The three primary types of anomaly detection applicable to container runtime security are: process anomaly detection (watching for unexpected processes or system calls that deviate from the container’s established execution profile), network anomaly detection (flagging connections to unexpected IPs, ports, or services outside the container’s normal communication pattern), and file system anomaly detection (detecting writes or reads in paths the container does not normally access). These three detection dimensions together cover the most common post-exploitation behaviors in compromised containers.


Operationalizing Behavioral Detection

Baseline construction: The baseline for each workload is built from runtime profiling during the test and staging period. Profiling that is thorough enough to capture all legitimate application behaviors produces a baseline that flags anomalies with high precision.

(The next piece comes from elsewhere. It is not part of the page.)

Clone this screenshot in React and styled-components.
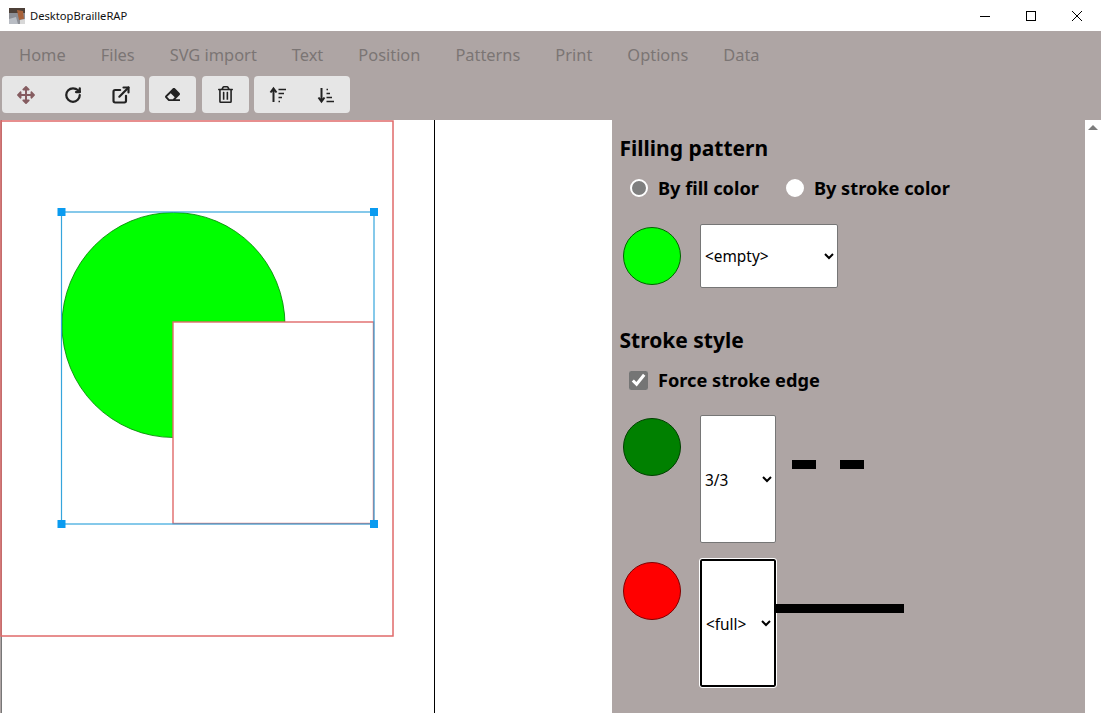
import styled, { createGlobalStyle } from "styled-components";
import { FaArrowsAlt, FaEraser, FaRegTrashAlt } from "react-icons/fa";
import { RotateCw, ExternalLink } from "lucide-react";

const GlobalStyle = createGlobalStyle`
  html, body {
    margin: 0;
    height: 100%;
    overflow: hidden;
    font-family: "Noto Sans", "Open Sans", "Liberation Sans", sans-serif;
  }
`;

const Window = styled.div`
  width: 1101px;
  height: 713px;
  display: flex;
  flex-direction: column;
  background: #aea5a4;
`;

const TitleBar = styled.div`
  height: 31px;
  flex: none;
  display: flex;
  align-items: center;
  background: #fff;
  padding-left: 9px;
`;

const AppName = styled.span`
  margin-left: 5px;
  font-size: 11.2px;
  color: #111;
`;

const WindowControls = styled.div`
  margin-left: auto;
  margin-right: 1px;
  display: flex;
`;

const WindowControl = styled.div`
  width: 46px;
  height: 31px;
  display: flex;
  align-items: center;
  justify-content: center;
`;

const Nav = styled.nav`
  height: 45px;
  flex: none;
  display: flex;
  align-items: center;
  gap: 35px;
  padding-left: 19px;
  padding-top: 1px;
  box-sizing: border-box;
`;

const NavLink = styled.a`
  font-size: 16.4px;
  color: #7b7574;
`;

const Toolbar = styled.div`
  height: 37px;
  flex: none;
  display: flex;
  padding-left: 2px;
`;

const ButtonGroup = styled.div`
  display: flex;
  margin-right: ${(p) => p.$gap}px;
`;

const ToolButton = styled.button`
  width: ${(p) => p.$width || 48}px;
  height: 37px;
  border: none;
  padding: 0;
  background: #e6e6e6;
  color: ${(p) => p.$color || "#222"};
  display: flex;
  align-items: center;
  justify-content: center;

  &:first-child {
    border-radius: 4px 0 0 4px;
  }
  &:last-child {
    border-radius: 0 4px 4px 0;
  }
  &:only-child {
    border-radius: 4px;
  }
`;

const Main = styled.div`
  margin-top: 7px;
  flex: 1;
  min-height: 0;
  display: grid;
  grid-template-columns: 612px 473px 16px;
`;

const Canvas = styled.svg`
  display: block;
  width: 612px;
  height: 593px;
  background: #fff;
`;

const Panel = styled.div`
  padding: 13px 0 0 7.5px;
  overflow: hidden;
`;

const Heading = styled.h2`
  margin: ${(p) => p.$top || 0}px 0 0;
  font-size: 21px;
  line-height: 30px;
  font-weight: 700;
  color: #000;
`;

const OptionRow = styled.div`
  display: flex;
  align-items: center;
  height: 28px;
  margin: 11px 0 0 10.5px;
`;

const OptionLabel = styled.label`
  display: flex;
  align-items: center;
  margin-right: 27px;
  font-size: 18.2px;
  font-weight: 700;
  color: #000;
`;

const Radio = styled.input.attrs({ type: "radio" })`
  appearance: none;
  width: 18px;
  height: 18px;
  margin: 0 10px 0 0;
  border-radius: 50%;
  box-sizing: border-box;
  background: #fff;
  border: 2.5px solid #fff;

  &:checked {
    background: #7f7f7f;
  }
`;

const Check = styled.input.attrs({ type: "checkbox" })`
  width: 19px;
  height: 19px;
  margin: 0 10px 0 -1px;
  accent-color: #757575;
`;

const StyleRow = styled.div`
  display: flex;
  align-items: flex-start;
  margin: ${(p) => p.$top}px 0 0 3.5px;
`;

const Swatch = styled.div`
  width: 58px;
  height: 58px;
  margin: 3px 19px 0 0;
  flex: none;
  box-sizing: border-box;
  border-radius: 50%;
  border: 1px solid ${(p) => p.$edge};
  background: ${(p) => p.$fill};
`;

const PatternSelect = styled.select`
  width: ${(p) => p.$width}px;
  height: ${(p) => p.$height}px;
  flex: none;
  box-sizing: border-box;
  padding-top: ${(p) => (p.$height > 100 ? 2 : 0)}px;
  background: #fff;
  color: #000;
  font-family: "Noto Sans", "Open Sans", sans-serif;
  font-size: 15.4px;
  border-radius: 2px;
  border: ${(p) => (p.$focused ? "2px solid #000" : "1px solid #767676")};
  outline: ${(p) => (p.$focused ? "1px solid #fff" : "none")};
`;

const Preview = styled.svg`
  display: block;
  flex: none;
`;

const Scrollbar = styled.div`
  background: #fff;
  display: flex;
  justify-content: center;
  padding-top: 5px;
`;

const ScrollArrow = styled.div`
  width: 0;
  height: 0;
  border-left: 5px solid transparent;
  border-right: 5px solid transparent;
  border-bottom: 5px solid #7d7d7d;
`;

function AppIcon() {
  return (
    <svg width="16" height="16" viewBox="0 0 16 16">
      <rect width="16" height="16" fill="#8d8f96" />
      <rect width="16" height="5" fill="#4d4038" />
      <path d="M8 2 L14 3 L15 11 L10 12 Z" fill="#a8623a" />
      <path d="M0 11 L7 9 L9 16 L0 16 Z" fill="#b9bdc4" />
      <path d="M11 12 L16 11 L16 16 L11 16 Z" fill="#d8d8d8" />
    </svg>
  );
}

function SortIcon({ up }) {
  return (
    <svg width="18" height="18" viewBox="0 0 18 18" fill="none" stroke="#222">
      {up ? (
        <path d="M4.5 16V3M1.5 6.5L4.5 2.5L7.5 6.5" strokeWidth="2" />
      ) : (
        <path d="M4.5 2V15M1.5 11.5L4.5 15.5L7.5 11.5" strokeWidth="2" />
      )}
      {up ? (
        <path d="M9.5 3.5H17M9.5 7.5H15M9.5 11.5H13M9.5 15.5H11" strokeWidth="1.3" />
      ) : (
        <path d="M9.5 3.5H11M9.5 7.5H13M9.5 11.5H15M9.5 15.5H17" strokeWidth="1.3" />
      )}
    </svg>
  );
}

const navItems = ["Home", "Files", "SVG import", "Text", "Position", "Patterns", "Print", "Options", "Data"];

const handles = [
  [61.5, 92],
  [374, 92],
  [61.5, 404],
  [374, 404],
];

export default function App() {
  return (
    <Window>
      <GlobalStyle />
      <TitleBar>
        <AppIcon />
        <AppName>DesktopBrailleRAP</AppName>
        <WindowControls>
          <WindowControl>
            <svg width="10" height="10" viewBox="0 0 10 10">
              <path d="M0 5.5H10" stroke="#000" />
            </svg>
          </WindowControl>
          <WindowControl>
            <svg width="10" height="10" viewBox="0 0 10 10">
              <rect x="0.5" y="0.5" width="9" height="9" fill="none" stroke="#000" />
            </svg>
          </WindowControl>
          <WindowControl>
            <svg width="10" height="10" viewBox="0 0 10 10">
              <path d="M0 0L10 10M10 0L0 10" stroke="#000" />
            </svg>
          </WindowControl>
        </WindowControls>
      </TitleBar>

      <Nav>
        {navItems.map((item) => (
          <NavLink key={item}>{item}</NavLink>
        ))}
      </Nav>

      <Toolbar>
        <ButtonGroup $gap={4}>
          <ToolButton $color="#855c60" $width={47}>
            <FaArrowsAlt size={18} />
          </ToolButton>
          <ToolButton $width={48}>
            <RotateCw size={18} strokeWidth={3} />
          </ToolButton>
          <ToolButton $width={48}>
            <ExternalLink size={20} strokeWidth={2.6} />
          </ToolButton>
        </ButtonGroup>
        <ButtonGroup $gap={6}>
          <ToolButton $width={47}>
            <FaEraser size={15} />
          </ToolButton>
        </ButtonGroup>
        <ButtonGroup $gap={5}>
          <ToolButton $width={47}>
            <FaRegTrashAlt size={17} />
          </ToolButton>
        </ButtonGroup>
        <ButtonGroup $gap={0}>
          <ToolButton $width={48}>
            <SortIcon up />
          </ToolButton>
          <ToolButton $width={48}>
            <SortIcon />
          </ToolButton>
        </ButtonGroup>
      </Toolbar>

      <Main>
        <Canvas viewBox="0 0 612 593">
          <path d="M0.5 0V593" stroke="#aea5a4" />
          <path d="M1.5 0V593" stroke="#777" />
          <rect x="1" y="1" width="392" height="515" fill="none" stroke="#e06a6a" strokeWidth="1.5" />
          <path d="M434.5 0V593" stroke="#000" />
          <path
            d="M173.5 205H285A111.5 112.5 0 1 0 173.5 317.5Z"
            fill="#00ff00"
            stroke="#008000"
            strokeWidth="0.8"
          />
          <rect x="173" y="202" width="200.5" height="201.5" fill="#fff" stroke="#e06a6a" strokeWidth="1.4" />
          <rect x="61.5" y="92" width="312.5" height="312" fill="none" stroke="#35a5dc" strokeWidth="1.2" />
          {handles.map(([x, y]) => (
            <rect key={`${x}-${y}`} x={x - 4} y={y - 4} width="8" height="8" fill="#0a9bf0" />
          ))}
        </Canvas>

        <Panel>
          <Heading>Filling pattern</Heading>
          <OptionRow>
            <OptionLabel>
              <Radio name="fill" defaultChecked />
              By fill color
            </OptionLabel>
            <OptionLabel>
              <Radio name="fill" />
              By stroke color
            </OptionLabel>
          </OptionRow>
          <StyleRow $top={22}>
            <Swatch $fill="#00ff00" $edge="#006400" />
            <PatternSelect $width={138} $height={64}>
              <option>&lt;empty&gt;</option>
            </PatternSelect>
          </StyleRow>

          <Heading $top={37}>Stroke style</Heading>
          <OptionRow>
            <OptionLabel>
              <Check defaultChecked />
              Force stroke edge
            </OptionLabel>
          </OptionRow>
          <StyleRow $top={21}>
            <Swatch $fill="#008000" $edge="#004000" />
            <PatternSelect $width={76} $height={128}>
              <option>3/3</option>
            </PatternSelect>
            <Preview width="128" height="100">
              <path d="M16 49.5H88" stroke="#000" strokeWidth="9" strokeDasharray="24 24" />
            </Preview>
          </StyleRow>
          <StyleRow $top={16}>
            <Swatch $fill="#ff0000" $edge="#800000" />
            <PatternSelect $width={76} $height={128} $focused>
              <option>&lt;full&gt;</option>
            </PatternSelect>
            <Preview width="128" height="100">
              <path d="M0 49.5H128" stroke="#000" strokeWidth="9" />
            </Preview>
          </StyleRow>
        </Panel>

        <Scrollbar>
          <ScrollArrow />
        </Scrollbar>
      </Main>
    </Window>
  );
}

Alert routing: Behavioral anomaly alerts require different routing than configuration policy violations. They may indicate active compromise and should route to your security operations team for rapid assessment.

False positive management: New application deployments often behave differently from the established baseline. The process for baseline updates should be controlled: approved deployments can update the baseline; unexpected deviations should not auto-update the baseline.

Escalation criteria: Not every behavioral anomaly represents active compromise. Define escalation criteria based on anomaly type and severity. Shell execution in a non-interactive workload warrants immediate investigation. A new file access pattern may warrant investigation over hours rather than minutes.

Behavioral anomaly detection is not a replacement for signature-based detection. It is a complement that covers the detection gaps that signatures leave open. The combination of signature coverage for known-bad patterns and behavioral baseline coverage for unknown-bad patterns is more complete than either approach alone.